* [Goal]
Reproduce each line bearing the word "that".
— Begin Data lines —
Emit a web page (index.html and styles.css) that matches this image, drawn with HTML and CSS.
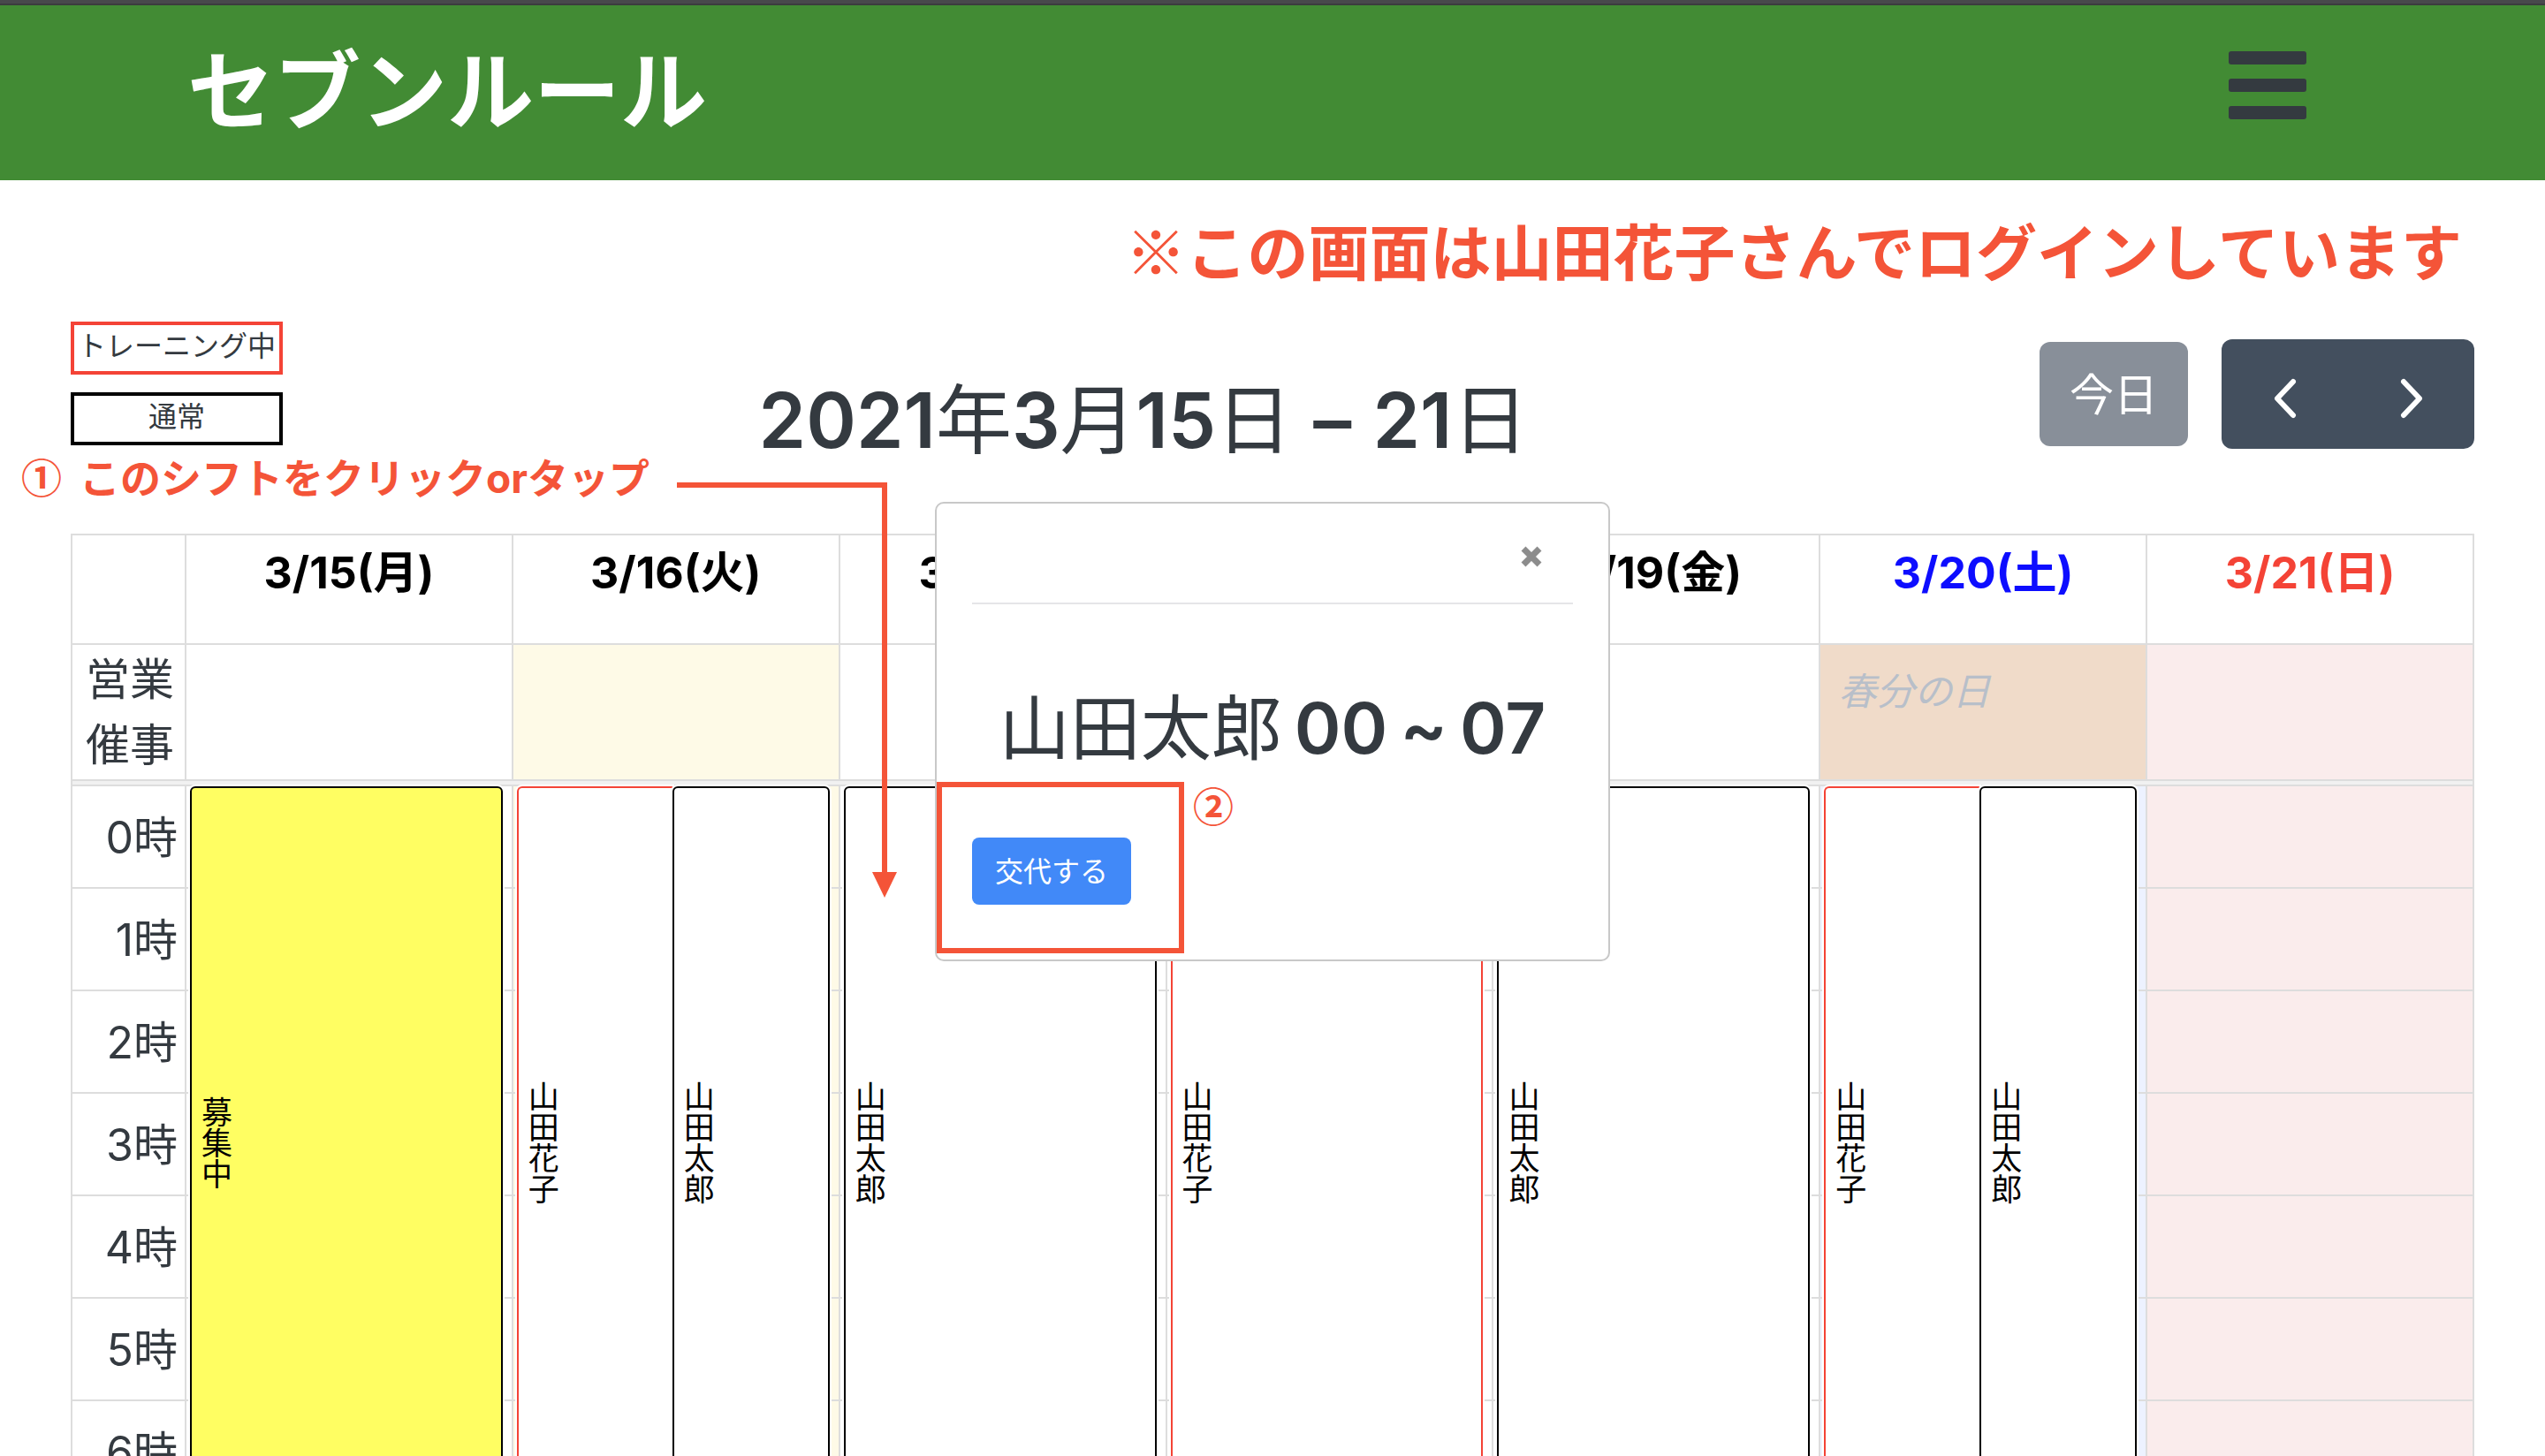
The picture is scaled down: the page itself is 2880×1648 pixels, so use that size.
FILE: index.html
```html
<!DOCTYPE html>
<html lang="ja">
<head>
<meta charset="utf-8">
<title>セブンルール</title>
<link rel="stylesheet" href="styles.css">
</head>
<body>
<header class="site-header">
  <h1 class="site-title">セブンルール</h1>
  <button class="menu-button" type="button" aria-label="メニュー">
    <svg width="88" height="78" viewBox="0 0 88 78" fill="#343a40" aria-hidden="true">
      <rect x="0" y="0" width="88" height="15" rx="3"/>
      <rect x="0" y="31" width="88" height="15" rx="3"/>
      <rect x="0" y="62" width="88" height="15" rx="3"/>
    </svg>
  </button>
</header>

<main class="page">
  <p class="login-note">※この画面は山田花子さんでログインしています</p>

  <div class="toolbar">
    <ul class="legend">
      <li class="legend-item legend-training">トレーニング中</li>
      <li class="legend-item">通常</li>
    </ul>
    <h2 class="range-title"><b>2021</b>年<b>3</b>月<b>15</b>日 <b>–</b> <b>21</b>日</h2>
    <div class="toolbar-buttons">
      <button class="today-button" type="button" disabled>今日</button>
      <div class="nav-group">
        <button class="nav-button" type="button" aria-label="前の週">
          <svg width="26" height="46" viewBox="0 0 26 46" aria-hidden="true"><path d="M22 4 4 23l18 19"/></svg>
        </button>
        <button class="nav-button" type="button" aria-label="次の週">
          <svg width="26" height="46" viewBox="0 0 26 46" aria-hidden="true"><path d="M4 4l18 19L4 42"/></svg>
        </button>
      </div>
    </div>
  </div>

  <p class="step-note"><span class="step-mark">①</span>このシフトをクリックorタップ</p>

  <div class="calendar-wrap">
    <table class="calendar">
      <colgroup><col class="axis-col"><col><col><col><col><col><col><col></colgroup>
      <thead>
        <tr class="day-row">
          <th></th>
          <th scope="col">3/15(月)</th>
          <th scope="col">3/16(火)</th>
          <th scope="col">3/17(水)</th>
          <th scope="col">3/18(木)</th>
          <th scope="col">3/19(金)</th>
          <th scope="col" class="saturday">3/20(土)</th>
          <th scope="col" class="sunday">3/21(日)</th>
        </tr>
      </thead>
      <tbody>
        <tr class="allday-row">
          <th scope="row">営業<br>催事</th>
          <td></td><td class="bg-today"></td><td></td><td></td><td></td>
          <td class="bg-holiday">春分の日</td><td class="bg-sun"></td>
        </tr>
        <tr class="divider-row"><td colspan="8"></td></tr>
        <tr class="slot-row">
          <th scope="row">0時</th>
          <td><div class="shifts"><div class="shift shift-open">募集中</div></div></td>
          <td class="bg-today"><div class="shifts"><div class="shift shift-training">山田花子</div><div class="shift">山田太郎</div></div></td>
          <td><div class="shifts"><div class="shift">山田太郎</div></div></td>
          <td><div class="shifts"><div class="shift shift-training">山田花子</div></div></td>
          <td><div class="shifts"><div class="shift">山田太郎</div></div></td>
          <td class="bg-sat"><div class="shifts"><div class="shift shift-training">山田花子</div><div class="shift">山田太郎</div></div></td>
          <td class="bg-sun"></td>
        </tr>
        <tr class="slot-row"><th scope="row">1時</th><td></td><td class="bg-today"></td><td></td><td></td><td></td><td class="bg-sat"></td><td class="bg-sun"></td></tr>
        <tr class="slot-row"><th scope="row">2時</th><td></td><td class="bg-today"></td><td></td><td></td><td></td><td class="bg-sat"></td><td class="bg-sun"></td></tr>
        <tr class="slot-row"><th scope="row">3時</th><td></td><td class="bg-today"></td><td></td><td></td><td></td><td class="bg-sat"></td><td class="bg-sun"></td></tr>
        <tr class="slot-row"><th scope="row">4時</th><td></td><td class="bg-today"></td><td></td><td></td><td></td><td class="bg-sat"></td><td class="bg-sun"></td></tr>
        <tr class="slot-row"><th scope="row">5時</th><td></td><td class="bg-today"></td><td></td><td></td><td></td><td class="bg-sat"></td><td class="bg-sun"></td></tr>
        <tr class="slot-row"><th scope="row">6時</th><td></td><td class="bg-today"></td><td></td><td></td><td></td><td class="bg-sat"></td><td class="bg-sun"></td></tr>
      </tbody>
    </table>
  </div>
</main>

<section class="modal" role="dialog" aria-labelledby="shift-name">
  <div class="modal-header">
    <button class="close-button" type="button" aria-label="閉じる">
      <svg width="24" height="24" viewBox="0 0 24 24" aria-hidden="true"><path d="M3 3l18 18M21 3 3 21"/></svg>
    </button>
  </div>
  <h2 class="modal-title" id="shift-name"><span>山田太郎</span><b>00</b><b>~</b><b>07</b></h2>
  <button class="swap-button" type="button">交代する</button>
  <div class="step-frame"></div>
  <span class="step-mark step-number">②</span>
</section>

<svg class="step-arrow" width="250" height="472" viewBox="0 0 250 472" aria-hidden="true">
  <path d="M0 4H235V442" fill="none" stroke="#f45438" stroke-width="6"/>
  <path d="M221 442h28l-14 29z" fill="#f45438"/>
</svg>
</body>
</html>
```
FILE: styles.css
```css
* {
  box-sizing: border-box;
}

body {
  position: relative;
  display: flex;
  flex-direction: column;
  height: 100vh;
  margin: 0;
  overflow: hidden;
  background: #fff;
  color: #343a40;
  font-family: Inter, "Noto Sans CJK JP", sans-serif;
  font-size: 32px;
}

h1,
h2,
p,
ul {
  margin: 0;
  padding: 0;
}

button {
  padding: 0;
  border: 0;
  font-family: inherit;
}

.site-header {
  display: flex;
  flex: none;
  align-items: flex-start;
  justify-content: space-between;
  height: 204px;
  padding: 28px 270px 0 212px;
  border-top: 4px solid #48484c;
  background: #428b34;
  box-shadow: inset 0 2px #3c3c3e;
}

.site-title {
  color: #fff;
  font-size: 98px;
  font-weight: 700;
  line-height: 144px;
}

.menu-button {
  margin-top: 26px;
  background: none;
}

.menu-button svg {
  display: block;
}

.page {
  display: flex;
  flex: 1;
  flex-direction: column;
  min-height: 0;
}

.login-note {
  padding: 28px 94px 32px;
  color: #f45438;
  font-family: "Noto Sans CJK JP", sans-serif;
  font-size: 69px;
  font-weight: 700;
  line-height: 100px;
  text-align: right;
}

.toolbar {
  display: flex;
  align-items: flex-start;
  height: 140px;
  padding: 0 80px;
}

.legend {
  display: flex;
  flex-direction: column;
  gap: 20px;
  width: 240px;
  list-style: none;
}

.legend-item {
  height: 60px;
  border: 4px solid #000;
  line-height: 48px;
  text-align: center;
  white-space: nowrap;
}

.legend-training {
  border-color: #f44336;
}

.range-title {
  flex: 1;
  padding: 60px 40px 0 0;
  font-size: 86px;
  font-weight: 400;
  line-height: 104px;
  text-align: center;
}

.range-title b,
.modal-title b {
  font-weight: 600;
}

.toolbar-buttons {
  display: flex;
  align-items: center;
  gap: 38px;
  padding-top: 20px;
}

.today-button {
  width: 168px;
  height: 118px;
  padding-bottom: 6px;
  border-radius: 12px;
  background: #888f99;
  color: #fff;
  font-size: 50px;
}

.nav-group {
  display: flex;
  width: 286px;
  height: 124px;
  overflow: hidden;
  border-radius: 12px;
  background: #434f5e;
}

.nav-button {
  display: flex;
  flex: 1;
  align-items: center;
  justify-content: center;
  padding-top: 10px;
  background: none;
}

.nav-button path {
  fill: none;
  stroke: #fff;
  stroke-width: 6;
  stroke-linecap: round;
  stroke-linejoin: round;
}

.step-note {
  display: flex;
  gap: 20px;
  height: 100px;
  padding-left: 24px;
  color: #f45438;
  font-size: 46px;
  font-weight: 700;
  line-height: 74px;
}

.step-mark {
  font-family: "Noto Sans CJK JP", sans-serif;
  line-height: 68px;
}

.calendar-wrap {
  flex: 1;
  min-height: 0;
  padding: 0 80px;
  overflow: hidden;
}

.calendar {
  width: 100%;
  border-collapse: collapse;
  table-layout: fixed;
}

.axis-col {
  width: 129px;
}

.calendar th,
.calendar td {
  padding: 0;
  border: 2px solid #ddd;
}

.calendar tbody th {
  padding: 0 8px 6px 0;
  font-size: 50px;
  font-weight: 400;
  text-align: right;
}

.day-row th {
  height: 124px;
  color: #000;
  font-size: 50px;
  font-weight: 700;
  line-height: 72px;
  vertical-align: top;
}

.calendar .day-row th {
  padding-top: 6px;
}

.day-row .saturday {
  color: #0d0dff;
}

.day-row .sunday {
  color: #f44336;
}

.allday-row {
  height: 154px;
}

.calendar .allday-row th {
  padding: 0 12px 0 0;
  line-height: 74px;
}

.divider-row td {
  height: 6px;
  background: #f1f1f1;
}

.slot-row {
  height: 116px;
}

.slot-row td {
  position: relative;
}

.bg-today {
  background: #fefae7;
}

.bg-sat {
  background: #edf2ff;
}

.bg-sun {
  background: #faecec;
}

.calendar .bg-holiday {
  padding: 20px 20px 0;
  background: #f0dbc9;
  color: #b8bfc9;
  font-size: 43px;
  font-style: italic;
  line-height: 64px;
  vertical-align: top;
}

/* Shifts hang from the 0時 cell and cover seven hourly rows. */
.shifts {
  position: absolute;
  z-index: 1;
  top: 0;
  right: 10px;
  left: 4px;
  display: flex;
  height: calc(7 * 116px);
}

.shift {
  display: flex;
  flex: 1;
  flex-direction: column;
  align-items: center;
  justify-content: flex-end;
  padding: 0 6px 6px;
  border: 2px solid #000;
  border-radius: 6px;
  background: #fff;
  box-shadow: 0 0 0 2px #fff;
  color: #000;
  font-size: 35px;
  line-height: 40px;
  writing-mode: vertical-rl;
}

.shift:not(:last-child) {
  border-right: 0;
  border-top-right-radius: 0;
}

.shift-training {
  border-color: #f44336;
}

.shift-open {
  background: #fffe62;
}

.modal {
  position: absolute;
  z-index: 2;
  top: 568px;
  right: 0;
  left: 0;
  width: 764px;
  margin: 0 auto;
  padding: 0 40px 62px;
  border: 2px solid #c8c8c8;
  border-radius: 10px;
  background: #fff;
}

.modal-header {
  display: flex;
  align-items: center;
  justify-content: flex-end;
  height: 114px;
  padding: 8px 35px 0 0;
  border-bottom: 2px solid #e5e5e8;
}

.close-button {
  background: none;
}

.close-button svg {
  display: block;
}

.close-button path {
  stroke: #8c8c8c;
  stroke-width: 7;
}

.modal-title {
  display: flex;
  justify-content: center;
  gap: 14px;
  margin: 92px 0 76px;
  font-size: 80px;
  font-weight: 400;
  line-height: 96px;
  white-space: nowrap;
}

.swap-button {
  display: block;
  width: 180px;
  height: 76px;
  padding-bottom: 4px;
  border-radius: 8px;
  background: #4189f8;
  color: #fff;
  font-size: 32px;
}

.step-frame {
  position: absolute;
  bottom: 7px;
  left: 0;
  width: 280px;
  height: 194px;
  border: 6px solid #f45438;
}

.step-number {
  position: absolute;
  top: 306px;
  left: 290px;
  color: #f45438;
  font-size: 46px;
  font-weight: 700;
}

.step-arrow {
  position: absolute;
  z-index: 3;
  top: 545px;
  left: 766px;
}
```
— End Data lines —
* [Exercise solution]
Emit a web page (index.html and styles.css) that matches this image, drawn with HTML and CSS.
The picture is scaled down: the page itself is 2880×1648 pixels, so use that size.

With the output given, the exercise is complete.